## Aim
Without the pictures, return exactly the lines from the one with "Clone this screenshot" through the one with "string; y: number;". Both end lines belong in the copy.

:: Available data

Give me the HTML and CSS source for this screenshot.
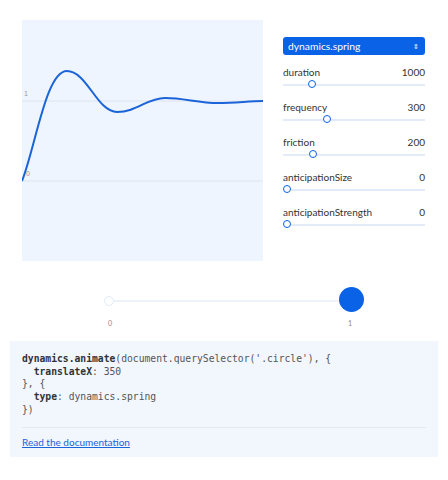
FILE: index.html
```html
<!DOCTYPE html>
<html lang="en">
<head>
    <meta charset="UTF-8">
    <meta name="viewport" content="width=device-width, initial-scale=1.0">
    <title>dynamics.spring</title>
    <link rel="stylesheet" href="styles.css">
</head>
<body>
    <div class="demo">
        <div class="chart">
            <svg width="241" height="241" viewBox="0 0 241 241">
                <line class="grid" x1="0" y1="81" x2="241" y2="81"/>
                <line class="grid" x1="0" y1="161" x2="241" y2="161"/>
                <text class="axis" x="2" y="76">1</text>
                <text class="axis" x="4" y="156">0</text>
                <path class="curve" d="M0,161 C14,125 24,51 45,51 C65,51 75,92 95,92 C115,92 125,78 143,78 C162,78 176,83 196,83 C215,83 226,81 241,81"/>
            </svg>
        </div>

        <div class="panel">
            <div class="select">
                <span>dynamics.spring</span>
                <span class="arrows">&#8661;</span>
            </div>

            <div class="param">
                <div class="param-head"><span>duration</span><span>1000</span></div>
                <div class="track"><span class="thumb" style="left: 29px"></span></div>
            </div>
            <div class="param">
                <div class="param-head"><span>frequency</span><span>300</span></div>
                <div class="track"><span class="thumb" style="left: 44px"></span></div>
            </div>
            <div class="param">
                <div class="param-head"><span>friction</span><span>200</span></div>
                <div class="track"><span class="thumb" style="left: 30px"></span></div>
            </div>
            <div class="param">
                <div class="param-head"><span>anticipationSize</span><span>0</span></div>
                <div class="track"><span class="thumb" style="left: 4px"></span></div>
            </div>
            <div class="param">
                <div class="param-head"><span>anticipationStrength</span><span>0</span></div>
                <div class="track"><span class="thumb" style="left: 4px"></span></div>
            </div>
        </div>
    </div>

    <div class="preview">
        <div class="preview-track">
            <span class="start-dot"></span>
            <span class="circle"></span>
        </div>
        <div class="preview-labels">
            <span>0</span>
            <span>1</span>
        </div>
    </div>

    <div class="code-box">
        <div class="code">
            <div><b>dynamics.animate</b>(document.querySelector('.circle'), {</div>
            <div class="indent"><b>translateX</b>: 350</div>
            <div>}, {</div>
            <div class="indent"><b>type</b>: dynamics.spring</div>
            <div>})</div>
        </div>
        <hr>
        <a href="#">Read the documentation</a>
    </div>
</body>
</html>
```

FILE: styles.css
```css
body {
    margin: 0;
    background: #fff;
    font-family: "Lato", "Noto Sans", sans-serif;
    color: #333;
}
.demo {
    display: flex;
    gap: 20px;
    padding: 20px 0 0 22px;
}
.chart {
    width: 241px;
    height: 241px;
    background: #eff5fe;
}
.chart svg {
    display: block;
}
.grid {
    stroke: #dde4ee;
    stroke-width: 1;
}
.axis {
    font-family: "Liberation Sans", sans-serif;
    font-size: 7px;
    fill: #999;
}
.curve {
    fill: none;
    stroke: #1a63d8;
    stroke-width: 2;
}
.panel {
    width: 142px;
    padding-top: 17px;
}
.select {
    display: flex;
    justify-content: space-between;
    align-items: center;
    height: 18px;
    margin-bottom: 10px;
    padding: 0 6px 0 5px;
    border-radius: 3px;
    background: #0a62e6;
    color: #fff;
    font-size: 10.3px;
}
.arrows {
    font-size: 7px;
}
.param {
    height: 35px;
}
.param-head {
    display: flex;
    justify-content: space-between;
    font-size: 10px;
    line-height: 14px;
}
.track {
    position: relative;
    height: 2px;
    margin-top: 5px;
    background: #e3ebf8;
}
.thumb {
    position: absolute;
    top: -4px;
    width: 6px;
    height: 6px;
    margin-left: -4px;
    border: 1.5px solid #0a62e6;
    border-radius: 50%;
    background: #fff;
}
.preview {
    width: 244px;
    margin: 39px 0 0 108px;
}
.preview-track {
    position: relative;
    height: 2px;
    background: #eef3fb;
}
.start-dot {
    position: absolute;
    left: -4px;
    top: -4px;
    width: 8px;
    height: 8px;
    border: 1px solid #e3ebf8;
    border-radius: 50%;
    background: #fff;
}
.circle {
    position: absolute;
    right: -12px;
    top: -13px;
    width: 25px;
    height: 25px;
    border-radius: 50%;
    background: #0a62e6;
}
.preview-labels {
    display: flex;
    justify-content: space-between;
    margin-top: 17px;
    font-size: 7px;
    color: #888;
}
.code-box {
    margin: 14px 10px 0;
    padding: 12px 12px 8px;
    background: #f2f6fd;
}
.code {
    font-family: "DejaVu Sans Mono", monospace;
    font-size: 9.7px;
    line-height: 12.7px;
    color: #555;
}
.code div {
    white-space: pre;
}
.code b {
    color: #333;
}
.indent {
    padding-left: 11.7px;
}
hr {
    margin: 10px 0 2px;
    border: 0;
    border-top: 1px solid #e3e9f2;
}
a {
    font-size: 10px;
    color: #1a63d8;
}
```
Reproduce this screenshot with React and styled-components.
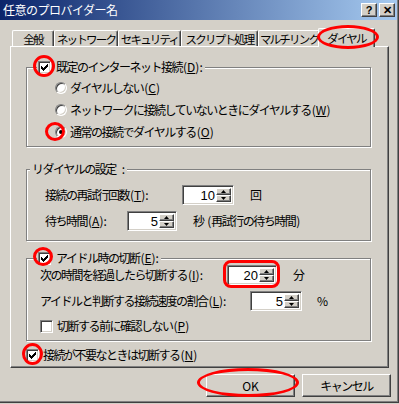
import React from 'react';
import styled, { createGlobalStyle } from 'styled-components';

const Global = createGlobalStyle`
  html, body { margin: 0; padding: 0; background: #d4d0c8; }
  body {
    font-family: "Noto Sans CJK JP", "Noto Sans", sans-serif;
    font-size: 12px;
    line-height: 14px;
    letter-spacing: -1.5px;
  }
`;

const Window = styled.div`
  position: relative;
  width: 399px;
  height: 403px;
  background: #d4d0c8;
  box-shadow: inset -1px -1px #404040, inset -2px -2px #808080;
  display: flex;
  flex-direction: column;
  color: #000;
  overflow: hidden;
`;

const TitleBar = styled.div`
  height: 20px;
  margin-right: 2px;
  padding: 0 2px 0 3px;
  background: linear-gradient(to right, #0a246a, #a6caf0);
  display: flex;
  align-items: center;
  justify-content: space-between;
  color: #fff;
  font-size: 12px;
  letter-spacing: -0.5px;
`;

const CaptionButtons = styled.div`
  display: flex;
  gap: 2px;
`;

const CaptionButton = styled.div`
  width: 16px;
  height: 14px;
  box-sizing: border-box;
  background: #d4d0c8;
  border-top: 1px solid #fff;
  border-left: 1px solid #fff;
  border-right: 1px solid #404040;
  border-bottom: 1px solid #404040;
  box-shadow: inset -1px -1px #808080;
  display: flex;
  align-items: center;
  justify-content: center;
  color: #000;
  font-family: "Liberation Sans", sans-serif;
  font-weight: bold;
  font-size: 11px;
  line-height: 12px;
  letter-spacing: 0;
`;

const TabStrip = styled.div`
  display: flex;
  align-items: flex-end;
  height: 18px;
  margin-top: 8px;
  padding-left: 12px;
`;

const Tab = styled.div`
  position: relative;
  box-sizing: border-box;
  width: ${p => p.$w}px;
  height: ${p => (p.$active ? 19 : 16)}px;
  margin: ${p => (p.$active ? '0 -2px -1px -2px' : '0')};
  z-index: ${p => (p.$active ? 2 : 1)};
  background: #d4d0c8;
  border-top: 1px solid #fff;
  border-left: 1px solid #fff;
  border-right: 1px solid #404040;
  border-radius: 2px 2px 0 0;
  box-shadow: inset -1px 0 #808080;
  display: flex;
  align-items: ${p => (p.$active ? 'flex-start' : 'center')};
  padding-top: ${p => (p.$active ? 2 : 0)}px;
  justify-content: center;
  white-space: nowrap;
  font-size: 11.5px;
  letter-spacing: -1.8px;
`;

const Page = styled.div`
  box-sizing: border-box;
  height: 322px;
  margin: 0 10px;
  border-top: 1px solid #fff;
  border-left: 1px solid #fff;
  border-right: 1px solid #404040;
  border-bottom: 1px solid #404040;
  box-shadow: inset -1px -1px #808080;
  padding: 0 17px 0 15px;
  display: flex;
  flex-direction: column;
`;

const Group = styled.fieldset`
  margin: ${p => p.$top}px 0 0 0;
  padding: 0;
  min-width: 0;
  border: 1px solid #808080;
  box-shadow: inset 1px 1px #fff, 1px 1px #fff;
`;

const GroupBody = styled.div`
  padding: ${p => p.$pad};
  display: flex;
  flex-direction: column;
  gap: ${p => p.$gap || 0}px;
`;

const Legend = styled.legend`
  margin-left: ${p => p.$indent}px;
  padding: 0 2px 0 ${p => p.$padLeft ?? 2}px;
  height: 14px;
  background: #d4d0c8;
  display: flex;
  align-items: center;
  gap: 5px;
  white-space: nowrap;
`;

const Row = styled.div`
  display: flex;
  align-items: center;
  height: ${p => p.$h}px;
  white-space: nowrap;
  gap: ${p => p.$gap ?? 0}px;
`;

const Label = styled.span`
  display: inline-block;
  width: ${p => (p.$w ? `${p.$w}px` : 'auto')};
  flex: none;
`;

const Key = styled.span`
  letter-spacing: 0;
  margin-left: 1px;
`;

const Unit = styled.span`
  margin-left: ${p => p.$gap}px;
`;

const CheckBox = styled.span`
  width: 13px;
  height: 13px;
  box-sizing: border-box;
  flex: none;
  background: #fff;
  border-top: 1px solid #808080;
  border-left: 1px solid #808080;
  border-right: 1px solid #fff;
  border-bottom: 1px solid #fff;
  box-shadow: inset 1px 1px #404040, inset -1px -1px #d4d0c8;
  display: flex;
  align-items: center;
  justify-content: center;
`;

const Radio = styled.span`
  width: 12px;
  height: 12px;
  box-sizing: border-box;
  flex: none;
  border-radius: 50%;
  background: #fff;
  border: 1px solid;
  border-color: #808080 #fff #fff #808080;
  box-shadow: inset 1px 1px #404040, inset -1px -1px #d4d0c8;
  display: flex;
  align-items: center;
  justify-content: center;
  &::after {
    content: '';
    display: ${p => (p.$on ? 'block' : 'none')};
    width: 4px;
    height: 4px;
    border-radius: 50%;
    background: #000;
  }
`;

const RadioRow = styled(Row)`
  gap: 3px;
`;

const Spin = styled.div`
  width: ${p => p.$w}px;
  height: 20px;
  box-sizing: border-box;
  flex: none;
  background: #fff;
  border-top: 1px solid #808080;
  border-left: 1px solid #808080;
  border-right: 1px solid #fff;
  border-bottom: 1px solid #fff;
  box-shadow: inset 1px 1px #404040, inset -1px -1px #d4d0c8;
  display: flex;
  align-items: stretch;
  padding: 2px;
`;

const SpinValue = styled.span`
  flex: 1;
  text-align: right;
  padding-right: 1px;
  font-family: "Liberation Sans", sans-serif;
  font-size: 13px;
  line-height: 16px;
  letter-spacing: 0;
`;

const SpinArrows = styled.div`
  width: 15px;
  display: flex;
  flex-direction: column;
`;

const SpinArrow = styled.div`
  flex: 1;
  box-sizing: border-box;
  background: #d4d0c8;
  border-top: 1px solid #fff;
  border-left: 1px solid #fff;
  border-right: 1px solid #404040;
  border-bottom: 1px solid #404040;
  box-shadow: inset -1px -1px #808080;
  display: flex;
  align-items: center;
  justify-content: center;
`;

const PageCheckRow = styled(Row)`
  margin-top: 6px;
  gap: 4px;
`;

const ButtonRow = styled.div`
  display: flex;
  justify-content: flex-end;
  gap: 7px;
  margin-top: 6px;
  padding-right: 8px;
`;

const PushButton = styled.div`
  width: 89px;
  height: 23px;
  box-sizing: border-box;
  background: #d4d0c8;
  border-top: 1px solid #fff;
  border-left: 1px solid #fff;
  border-right: 1px solid #404040;
  border-bottom: 1px solid #404040;
  box-shadow: inset -1px -1px #808080;
  display: flex;
  align-items: center;
  justify-content: center;
  letter-spacing: ${p => p.$spacing ?? -1.5}px;
`;

const Mark = styled.div`
  position: absolute;
  left: ${p => p.$x}px;
  top: ${p => p.$y}px;
  width: ${p => p.$w}px;
  height: ${p => p.$h}px;
  box-sizing: border-box;
  border: 3px solid #ff0000;
  border-radius: ${p => p.$r || '50%'};
  z-index: 10;
  pointer-events: none;
`;

const Check = () => (
  <svg width="7" height="7" viewBox="0 0 7 7">
    <path d="M0 2h1v1h1v1h1V3h1V2h1V1h1V0h1v3H6v1H5v1H4v1H3v1H2V6H1V5H0z" fill="#000" />
  </svg>
);

const Arrow = ({ down }) => (
  <svg width="5" height="3" viewBox="0 0 5 3">
    <path d={down ? 'M0 0h5L2.5 3z' : 'M2.5 0L5 3H0z'} fill="#000" />
  </svg>
);

const Box = ({ on }) => <CheckBox>{on && <Check />}</CheckBox>;

const Access = ({ k, colon }) => (
  <Key>(<u>{k}</u>){colon ? ':' : ''}</Key>
);

const SpinBox = ({ value, w }) => (
  <Spin $w={w}>
    <SpinValue>{value}</SpinValue>
    <SpinArrows>
      <SpinArrow><Arrow /></SpinArrow>
      <SpinArrow><Arrow down /></SpinArrow>
    </SpinArrows>
  </Spin>
);

const tabs = [
  { label: '全般', w: 42 },
  { label: 'ネットワーク', w: 64 },
  { label: 'セキュリティ', w: 63 },
  { label: 'スクリプト処理', w: 77 },
  { label: 'マルチリンク', w: 62 },
  { label: 'ダイヤル', w: 57, active: true },
];

export default function App() {
  return (
    <>
      <Global />
      <Window>
        <TitleBar>
          <span>任意のプロバイダー名</span>
          <CaptionButtons>
            <CaptionButton>?</CaptionButton>
            <CaptionButton>✕</CaptionButton>
          </CaptionButtons>
        </TitleBar>

        <TabStrip>
          {tabs.map(t => (
            <Tab key={t.label} $w={t.w} $active={t.active}>{t.label}</Tab>
          ))}
        </TabStrip>

        <Page>
          <Group $top={13}>
            <Legend $indent={10} $padLeft={1}>
              <Box on />
              <span>既定のインターネット接続<Access k="D" colon /></span>
            </Legend>
            <GroupBody $pad="3px 0 3px 28px">
              <RadioRow $h={22}>
                <Radio />
                <span>ダイヤルしない<Access k="C" /></span>
              </RadioRow>
              <RadioRow $h={22}>
                <Radio />
                <span>ネットワークに接続していないときにダイヤルする<Access k="W" /></span>
              </RadioRow>
              <RadioRow $h={22}>
                <Radio $on />
                <span>通常の接続でダイヤルする<Access k="O" /></span>
              </RadioRow>
            </GroupBody>
          </Group>

          <Group $top={15}>
            <Legend $indent={3}>リダイヤルの設定<Key> :</Key></Legend>
            <GroupBody $pad="6px 0 6px 18px">
              <Row $h={26}>
                <Label $w={137}>接続の再試行回数<Access k="T" colon /></Label>
                <SpinBox value="10" w={52} />
                <Unit $gap={16}>回</Unit>
              </Row>
              <Row $h={26}>
                <Label $w={82}>待ち時間<Access k="A" colon /></Label>
                <SpinBox value="5" w={50} />
                <Unit $gap={16}>秒<Key> (</Key>再試行の待ち時間<Key>)</Key></Unit>
              </Row>
            </GroupBody>
          </Group>

          <Group $top={10}>
            <Legend $indent={10} $padLeft={1}>
              <Box on />
              <span>アイドル時の切断<Access k="E" colon /></span>
            </Legend>
            <GroupBody $pad="0 0 5px 13px" $gap={6}>
              <Row $h={20}>
                <Label $w={187}>次の時間を経過したら切断する<Access k="I" colon /></Label>
                <SpinBox value="20" w={50} />
                <Unit $gap={16}>分</Unit>
              </Row>
              <Row $h={20}>
                <Label $w={210}>アイドルと判断する接続速度の割合<Access k="L" colon /></Label>
                <SpinBox value="5" w={52} />
                <Unit $gap={15}>%</Unit>
              </Row>
              <Row $h={18} $gap={4}>
                <Box />
                <span>切断する前に確認しない<Access k="P" /></span>
              </Row>
            </GroupBody>
          </Group>

          <PageCheckRow $h={16}>
            <Box on />
            <span>接続が不要なときは切断する<Access k="N" /></span>
          </PageCheckRow>
        </Page>

        <ButtonRow>
          <PushButton $spacing={0}>OK</PushButton>
          <PushButton>キャンセル</PushButton>
        </ButtonRow>

        <Mark $x={317} $y={25} $w={62} $h={24} />
        <Mark $x={33} $y={55} $w={22} $h={22} />
        <Mark $x={45} $y={122} $w={20} $h={19} />
        <Mark $x={33} $y={247} $w={20} $h={19} />
        <Mark $x={223} $y={260} $w={57} $h={28} $r="8px" />
        <Mark $x={22} $y={343} $w={21} $h={22} />
        <Mark $x={197} $y={368} $w={102} $h={29} />
      </Window>
    </>
  );
}
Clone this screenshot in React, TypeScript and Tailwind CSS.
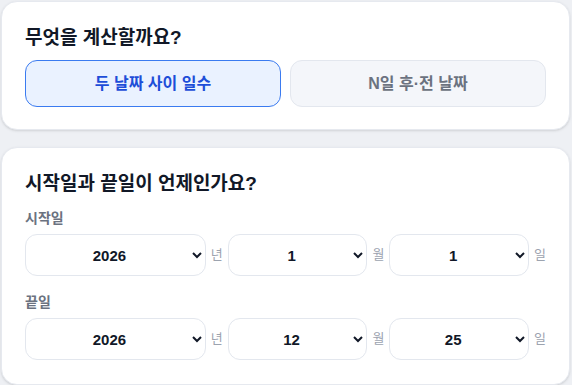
import React, { useState } from 'react';

const FONT = { fontFamily: '"Liberation Sans", "Noto Sans CJK KR", sans-serif' };

const years = Array.from({ length: 21 }, (_, i) => 2016 + i);
const months = Array.from({ length: 12 }, (_, i) => i + 1);
const days = Array.from({ length: 31 }, (_, i) => i + 1);

type DateRowProps = { label: string; y: number; m: number; d: number };

const DateRow = ({ label, y, m, d }: DateRowProps) => {
  const selectCls =
    'h-[42px] min-w-0 rounded-xl border border-[#e3e7ee] bg-white text-[15px] font-bold text-[#111827] text-center [text-align-last:center]';
  return (
    <div>
      <div className="text-sm leading-5 font-bold text-[#6b7280]">{label}</div>
      <div className="mt-1.5 flex items-center gap-[5px]">
        <select defaultValue={y} className={`${selectCls} flex-[1.3]`}>
          {years.map((v) => (
            <option key={v} value={v}>{v}</option>
          ))}
        </select>
        <span className="w-3 text-[13px] text-[#9ca3af]">년</span>
        <select defaultValue={m} className={`${selectCls} flex-1`}>
          {months.map((v) => (
            <option key={v} value={v}>{v}</option>
          ))}
        </select>
        <span className="w-3 text-[13px] text-[#9ca3af]">월</span>
        <select defaultValue={d} className={`${selectCls} flex-1`}>
          {days.map((v) => (
            <option key={v} value={v}>{v}</option>
          ))}
        </select>
        <span className="w-3 text-[13px] text-[#9ca3af]">일</span>
      </div>
    </div>
  );
};

export default function App() {
  const [mode, setMode] = useState<'diff' | 'offset'>('diff');

  return (
    <div style={FONT} className="min-h-screen bg-[#eef0f4] pl-px pt-px pr-[2px] flex flex-col gap-[17px]">
      <section className="rounded-2xl border border-[#e6e9ef] bg-white px-[23px] py-[22px] shadow-sm">
        <h2 className="text-[19px] leading-7 font-bold text-[#111827]">무엇을 계산할까요?</h2>
        <div className="mt-2 grid grid-cols-2 gap-[9px]">
          <button
            onClick={() => setMode('diff')}
            className={`h-[47px] rounded-xl border text-base font-bold ${
              mode === 'diff'
                ? 'border-[#3b7bf0] bg-[#eaf2ff] text-[#1d4ed8]'
                : 'border-[#e3e7ee] bg-[#f4f6fa] text-[#6b7280]'
            }`}
          >
            두 날짜 사이 일수
          </button>
          <button
            onClick={() => setMode('offset')}
            className={`h-[47px] rounded-xl border text-base font-bold ${
              mode === 'offset'
                ? 'border-[#3b7bf0] bg-[#eaf2ff] text-[#1d4ed8]'
                : 'border-[#e3e7ee] bg-[#f4f6fa] text-[#6b7280]'
            }`}
          >
            N일 후·전 날짜
          </button>
        </div>
      </section>

      <section className="rounded-2xl border border-[#e6e9ef] bg-white px-[23px] pt-[22px] pb-6 shadow-sm flex flex-col gap-4">
        <div>
          <h2 className="text-[19px] leading-7 font-bold text-[#111827]">시작일과 끝일이 언제인가요?</h2>
          <div className="mt-2.5">
            <DateRow label="시작일" y={2026} m={1} d={1} />
          </div>
        </div>
        <DateRow label="끝일" y={2026} m={12} d={25} />
      </section>
    </div>
  );
}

::::

## Written solution
Clone this screenshot in React, TypeScript and Tailwind CSS.
import React, { useState } from 'react';

const FONT = { fontFamily: '"Liberation Sans", "Noto Sans CJK KR", sans-serif' };

const years = Array.from({ length: 21 }, (_, i) => 2016 + i);
const months = Array.from({ length: 12 }, (_, i) => i + 1);
const days = Array.from({ length: 31 }, (_, i) => i + 1);

type DateRowProps = { label: string; y: number; m: number; d: number };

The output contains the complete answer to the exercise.